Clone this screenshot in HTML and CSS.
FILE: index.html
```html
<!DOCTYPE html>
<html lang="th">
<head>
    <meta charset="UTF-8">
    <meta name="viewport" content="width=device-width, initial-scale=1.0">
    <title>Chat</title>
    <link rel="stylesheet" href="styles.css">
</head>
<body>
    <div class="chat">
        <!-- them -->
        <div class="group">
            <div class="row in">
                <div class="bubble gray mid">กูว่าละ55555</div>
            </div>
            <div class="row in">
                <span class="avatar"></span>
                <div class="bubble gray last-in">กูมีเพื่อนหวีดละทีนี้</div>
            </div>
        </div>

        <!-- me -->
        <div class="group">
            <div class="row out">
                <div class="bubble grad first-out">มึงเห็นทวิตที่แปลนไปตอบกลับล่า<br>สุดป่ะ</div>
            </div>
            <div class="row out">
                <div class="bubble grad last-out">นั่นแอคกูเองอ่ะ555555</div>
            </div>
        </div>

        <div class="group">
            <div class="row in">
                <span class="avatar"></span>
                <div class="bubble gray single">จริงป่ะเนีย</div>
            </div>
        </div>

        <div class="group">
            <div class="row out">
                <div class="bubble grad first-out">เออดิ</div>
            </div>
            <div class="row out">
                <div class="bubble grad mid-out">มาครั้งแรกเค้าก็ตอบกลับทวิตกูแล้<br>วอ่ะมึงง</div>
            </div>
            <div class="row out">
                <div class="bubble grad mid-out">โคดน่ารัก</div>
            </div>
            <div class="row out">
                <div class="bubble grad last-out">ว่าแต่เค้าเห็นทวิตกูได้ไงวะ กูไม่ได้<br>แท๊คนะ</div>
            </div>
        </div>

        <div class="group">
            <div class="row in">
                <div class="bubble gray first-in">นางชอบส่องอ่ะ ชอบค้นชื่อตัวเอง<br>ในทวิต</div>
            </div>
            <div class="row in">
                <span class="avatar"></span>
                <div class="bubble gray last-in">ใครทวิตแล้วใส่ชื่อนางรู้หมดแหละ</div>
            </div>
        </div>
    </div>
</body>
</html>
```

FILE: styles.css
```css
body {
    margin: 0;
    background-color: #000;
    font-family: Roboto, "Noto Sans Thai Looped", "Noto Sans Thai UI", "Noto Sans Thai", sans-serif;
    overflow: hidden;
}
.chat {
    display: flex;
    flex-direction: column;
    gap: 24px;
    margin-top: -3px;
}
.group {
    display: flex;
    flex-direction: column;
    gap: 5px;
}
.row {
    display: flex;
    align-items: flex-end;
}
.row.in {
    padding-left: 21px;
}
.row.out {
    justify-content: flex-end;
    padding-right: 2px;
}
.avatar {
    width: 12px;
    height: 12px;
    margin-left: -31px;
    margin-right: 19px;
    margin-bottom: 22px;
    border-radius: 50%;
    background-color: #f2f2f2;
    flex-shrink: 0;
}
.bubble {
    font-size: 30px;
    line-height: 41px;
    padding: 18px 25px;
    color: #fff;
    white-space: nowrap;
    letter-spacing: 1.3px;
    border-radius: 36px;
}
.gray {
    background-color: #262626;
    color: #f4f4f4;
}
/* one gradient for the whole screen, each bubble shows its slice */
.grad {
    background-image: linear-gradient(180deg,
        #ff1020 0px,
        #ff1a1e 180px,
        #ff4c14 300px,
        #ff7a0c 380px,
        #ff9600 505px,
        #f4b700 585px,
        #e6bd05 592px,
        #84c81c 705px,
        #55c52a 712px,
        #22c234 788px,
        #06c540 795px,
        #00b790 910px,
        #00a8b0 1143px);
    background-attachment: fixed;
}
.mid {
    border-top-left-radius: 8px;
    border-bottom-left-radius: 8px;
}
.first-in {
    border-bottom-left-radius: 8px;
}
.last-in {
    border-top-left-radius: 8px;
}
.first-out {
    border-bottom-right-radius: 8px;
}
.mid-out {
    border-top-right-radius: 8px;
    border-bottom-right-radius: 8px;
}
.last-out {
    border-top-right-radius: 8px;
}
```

####

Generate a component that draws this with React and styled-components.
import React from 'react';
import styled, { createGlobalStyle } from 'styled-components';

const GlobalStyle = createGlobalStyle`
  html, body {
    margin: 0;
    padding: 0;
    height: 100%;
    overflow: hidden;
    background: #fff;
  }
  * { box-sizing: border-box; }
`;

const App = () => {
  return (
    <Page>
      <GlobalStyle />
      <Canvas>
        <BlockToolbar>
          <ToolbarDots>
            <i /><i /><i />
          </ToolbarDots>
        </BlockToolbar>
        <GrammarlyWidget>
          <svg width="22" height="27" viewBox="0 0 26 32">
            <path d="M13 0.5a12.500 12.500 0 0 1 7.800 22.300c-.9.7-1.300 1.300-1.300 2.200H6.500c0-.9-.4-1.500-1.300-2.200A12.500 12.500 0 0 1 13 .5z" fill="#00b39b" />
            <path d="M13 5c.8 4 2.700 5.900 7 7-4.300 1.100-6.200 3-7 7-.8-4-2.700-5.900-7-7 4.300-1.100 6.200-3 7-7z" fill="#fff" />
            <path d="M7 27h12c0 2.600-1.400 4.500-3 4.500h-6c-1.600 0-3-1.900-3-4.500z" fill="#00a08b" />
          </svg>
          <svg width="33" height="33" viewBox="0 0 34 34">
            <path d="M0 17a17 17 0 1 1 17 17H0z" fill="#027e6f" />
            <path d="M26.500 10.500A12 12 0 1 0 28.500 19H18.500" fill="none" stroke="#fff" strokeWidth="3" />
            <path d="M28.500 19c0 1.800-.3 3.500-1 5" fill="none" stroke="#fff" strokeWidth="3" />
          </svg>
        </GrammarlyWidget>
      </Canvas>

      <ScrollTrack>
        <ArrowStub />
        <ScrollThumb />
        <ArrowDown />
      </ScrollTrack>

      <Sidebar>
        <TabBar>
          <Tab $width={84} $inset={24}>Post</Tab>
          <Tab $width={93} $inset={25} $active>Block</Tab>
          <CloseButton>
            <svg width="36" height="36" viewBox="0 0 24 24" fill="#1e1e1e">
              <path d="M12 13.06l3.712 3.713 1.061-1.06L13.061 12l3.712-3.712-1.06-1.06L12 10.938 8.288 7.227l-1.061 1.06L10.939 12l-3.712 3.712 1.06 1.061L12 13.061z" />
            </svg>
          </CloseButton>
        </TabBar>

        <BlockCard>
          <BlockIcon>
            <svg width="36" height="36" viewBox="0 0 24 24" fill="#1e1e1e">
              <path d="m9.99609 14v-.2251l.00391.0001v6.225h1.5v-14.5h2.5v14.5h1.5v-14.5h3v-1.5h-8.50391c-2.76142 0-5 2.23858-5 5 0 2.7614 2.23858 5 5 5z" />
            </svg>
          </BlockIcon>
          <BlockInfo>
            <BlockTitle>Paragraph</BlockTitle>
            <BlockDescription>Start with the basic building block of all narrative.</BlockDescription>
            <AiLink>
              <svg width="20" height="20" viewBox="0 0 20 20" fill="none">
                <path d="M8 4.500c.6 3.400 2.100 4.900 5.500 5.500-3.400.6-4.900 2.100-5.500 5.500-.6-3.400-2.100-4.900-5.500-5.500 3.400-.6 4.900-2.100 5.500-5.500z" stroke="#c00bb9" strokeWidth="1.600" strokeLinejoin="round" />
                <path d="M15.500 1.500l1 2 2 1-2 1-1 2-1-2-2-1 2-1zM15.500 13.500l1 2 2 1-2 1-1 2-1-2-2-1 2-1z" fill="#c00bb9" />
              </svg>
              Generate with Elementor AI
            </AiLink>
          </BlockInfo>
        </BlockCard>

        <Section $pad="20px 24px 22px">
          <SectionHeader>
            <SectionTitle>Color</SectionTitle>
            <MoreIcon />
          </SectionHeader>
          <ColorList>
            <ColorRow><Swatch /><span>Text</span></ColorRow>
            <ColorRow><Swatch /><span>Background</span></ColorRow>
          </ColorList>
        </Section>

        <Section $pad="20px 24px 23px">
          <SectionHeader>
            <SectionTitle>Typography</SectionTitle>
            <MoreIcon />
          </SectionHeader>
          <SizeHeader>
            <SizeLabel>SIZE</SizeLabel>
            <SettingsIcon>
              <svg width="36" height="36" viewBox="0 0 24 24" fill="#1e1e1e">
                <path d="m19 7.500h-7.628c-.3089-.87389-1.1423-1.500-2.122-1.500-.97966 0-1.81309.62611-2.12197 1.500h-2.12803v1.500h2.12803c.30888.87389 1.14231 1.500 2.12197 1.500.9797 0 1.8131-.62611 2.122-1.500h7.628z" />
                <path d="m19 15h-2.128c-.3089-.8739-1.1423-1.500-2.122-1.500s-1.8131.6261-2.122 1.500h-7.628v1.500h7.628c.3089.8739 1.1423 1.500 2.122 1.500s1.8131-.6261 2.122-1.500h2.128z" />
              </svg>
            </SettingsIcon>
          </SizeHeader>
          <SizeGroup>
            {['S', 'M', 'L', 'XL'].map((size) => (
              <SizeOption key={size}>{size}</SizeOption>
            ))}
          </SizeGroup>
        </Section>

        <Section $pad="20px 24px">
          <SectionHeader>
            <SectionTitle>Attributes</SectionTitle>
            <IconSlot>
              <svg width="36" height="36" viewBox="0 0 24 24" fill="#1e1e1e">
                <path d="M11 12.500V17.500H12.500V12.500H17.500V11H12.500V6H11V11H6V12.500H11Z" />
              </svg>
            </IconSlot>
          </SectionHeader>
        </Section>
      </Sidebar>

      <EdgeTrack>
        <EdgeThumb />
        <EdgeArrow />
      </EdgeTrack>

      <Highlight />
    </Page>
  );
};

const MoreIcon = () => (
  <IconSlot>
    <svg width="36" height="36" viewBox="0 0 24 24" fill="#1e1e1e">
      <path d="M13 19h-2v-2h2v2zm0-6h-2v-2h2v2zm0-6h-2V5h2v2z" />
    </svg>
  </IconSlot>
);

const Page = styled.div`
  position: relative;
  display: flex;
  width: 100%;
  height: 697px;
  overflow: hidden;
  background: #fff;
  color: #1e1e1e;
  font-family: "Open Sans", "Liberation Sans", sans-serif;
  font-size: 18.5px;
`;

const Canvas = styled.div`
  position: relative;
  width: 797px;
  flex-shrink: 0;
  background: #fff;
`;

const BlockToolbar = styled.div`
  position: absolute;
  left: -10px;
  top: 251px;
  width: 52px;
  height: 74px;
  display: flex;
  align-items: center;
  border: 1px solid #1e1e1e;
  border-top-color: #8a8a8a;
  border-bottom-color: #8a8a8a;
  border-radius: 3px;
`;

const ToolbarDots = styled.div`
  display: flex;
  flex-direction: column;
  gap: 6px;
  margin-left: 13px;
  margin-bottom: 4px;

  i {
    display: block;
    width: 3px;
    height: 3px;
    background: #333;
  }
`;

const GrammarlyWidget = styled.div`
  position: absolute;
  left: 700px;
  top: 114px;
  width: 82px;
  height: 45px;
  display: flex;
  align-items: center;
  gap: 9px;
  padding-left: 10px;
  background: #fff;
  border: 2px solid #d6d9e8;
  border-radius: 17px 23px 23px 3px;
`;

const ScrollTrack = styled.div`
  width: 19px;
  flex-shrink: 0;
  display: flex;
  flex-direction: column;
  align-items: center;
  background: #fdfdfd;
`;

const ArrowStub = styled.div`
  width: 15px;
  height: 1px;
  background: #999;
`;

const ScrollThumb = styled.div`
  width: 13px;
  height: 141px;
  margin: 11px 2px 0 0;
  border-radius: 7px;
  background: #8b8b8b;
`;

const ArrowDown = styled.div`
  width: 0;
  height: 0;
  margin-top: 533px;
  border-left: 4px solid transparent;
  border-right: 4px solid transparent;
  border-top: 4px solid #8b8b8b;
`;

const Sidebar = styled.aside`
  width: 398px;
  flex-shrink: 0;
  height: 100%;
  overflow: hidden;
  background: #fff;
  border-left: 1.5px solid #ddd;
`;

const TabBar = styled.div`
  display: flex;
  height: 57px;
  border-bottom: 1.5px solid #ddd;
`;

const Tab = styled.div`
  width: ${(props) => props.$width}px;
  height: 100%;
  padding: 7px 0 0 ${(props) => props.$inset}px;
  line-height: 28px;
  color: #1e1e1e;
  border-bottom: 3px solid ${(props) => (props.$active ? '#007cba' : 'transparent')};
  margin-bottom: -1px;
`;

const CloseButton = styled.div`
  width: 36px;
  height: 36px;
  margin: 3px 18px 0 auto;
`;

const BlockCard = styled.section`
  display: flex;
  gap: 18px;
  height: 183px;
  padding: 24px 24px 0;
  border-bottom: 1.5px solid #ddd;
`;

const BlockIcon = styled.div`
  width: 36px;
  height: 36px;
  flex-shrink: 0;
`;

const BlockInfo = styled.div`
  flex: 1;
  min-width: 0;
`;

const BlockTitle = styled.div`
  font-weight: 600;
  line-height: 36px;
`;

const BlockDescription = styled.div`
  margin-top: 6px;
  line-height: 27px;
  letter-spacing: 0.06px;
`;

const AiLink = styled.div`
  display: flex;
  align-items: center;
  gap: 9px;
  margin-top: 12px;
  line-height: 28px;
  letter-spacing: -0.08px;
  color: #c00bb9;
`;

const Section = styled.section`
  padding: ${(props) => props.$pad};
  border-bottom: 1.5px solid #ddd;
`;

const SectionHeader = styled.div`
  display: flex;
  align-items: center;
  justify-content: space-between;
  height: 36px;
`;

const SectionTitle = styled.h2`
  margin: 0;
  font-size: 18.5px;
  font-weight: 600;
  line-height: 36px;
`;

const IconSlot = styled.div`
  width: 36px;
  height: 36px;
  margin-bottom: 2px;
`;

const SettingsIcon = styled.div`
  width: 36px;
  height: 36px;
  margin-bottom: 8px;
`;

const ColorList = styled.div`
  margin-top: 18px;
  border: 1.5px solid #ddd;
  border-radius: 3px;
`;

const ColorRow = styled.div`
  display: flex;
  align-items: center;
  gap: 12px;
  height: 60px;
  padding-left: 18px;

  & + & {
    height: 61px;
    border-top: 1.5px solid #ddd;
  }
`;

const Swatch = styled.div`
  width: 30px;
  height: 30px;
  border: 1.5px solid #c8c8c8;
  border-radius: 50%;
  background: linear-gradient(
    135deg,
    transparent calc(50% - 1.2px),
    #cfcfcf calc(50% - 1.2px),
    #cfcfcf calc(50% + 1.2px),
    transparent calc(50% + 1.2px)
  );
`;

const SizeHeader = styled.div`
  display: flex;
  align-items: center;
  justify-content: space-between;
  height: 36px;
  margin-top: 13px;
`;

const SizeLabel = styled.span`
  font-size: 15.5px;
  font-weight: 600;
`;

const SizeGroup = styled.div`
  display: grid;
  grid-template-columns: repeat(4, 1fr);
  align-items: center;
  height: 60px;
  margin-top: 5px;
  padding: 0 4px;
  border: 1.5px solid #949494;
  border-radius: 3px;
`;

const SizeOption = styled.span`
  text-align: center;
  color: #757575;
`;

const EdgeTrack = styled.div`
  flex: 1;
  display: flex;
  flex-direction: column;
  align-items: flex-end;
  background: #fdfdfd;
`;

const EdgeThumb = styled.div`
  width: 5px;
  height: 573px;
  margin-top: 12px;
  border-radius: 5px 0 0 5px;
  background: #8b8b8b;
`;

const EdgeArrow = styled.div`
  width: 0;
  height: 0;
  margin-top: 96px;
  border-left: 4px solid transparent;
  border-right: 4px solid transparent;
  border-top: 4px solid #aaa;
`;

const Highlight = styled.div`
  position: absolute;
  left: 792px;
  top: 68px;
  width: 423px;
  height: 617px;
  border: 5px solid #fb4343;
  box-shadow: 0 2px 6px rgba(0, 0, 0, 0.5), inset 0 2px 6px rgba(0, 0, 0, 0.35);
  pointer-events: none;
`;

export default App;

####

**Work instructions:**
List all lines holding the string "this".

**Solution below:**
Clone this screenshot in HTML and CSS.
Generate a component that draws this with React and styled-components.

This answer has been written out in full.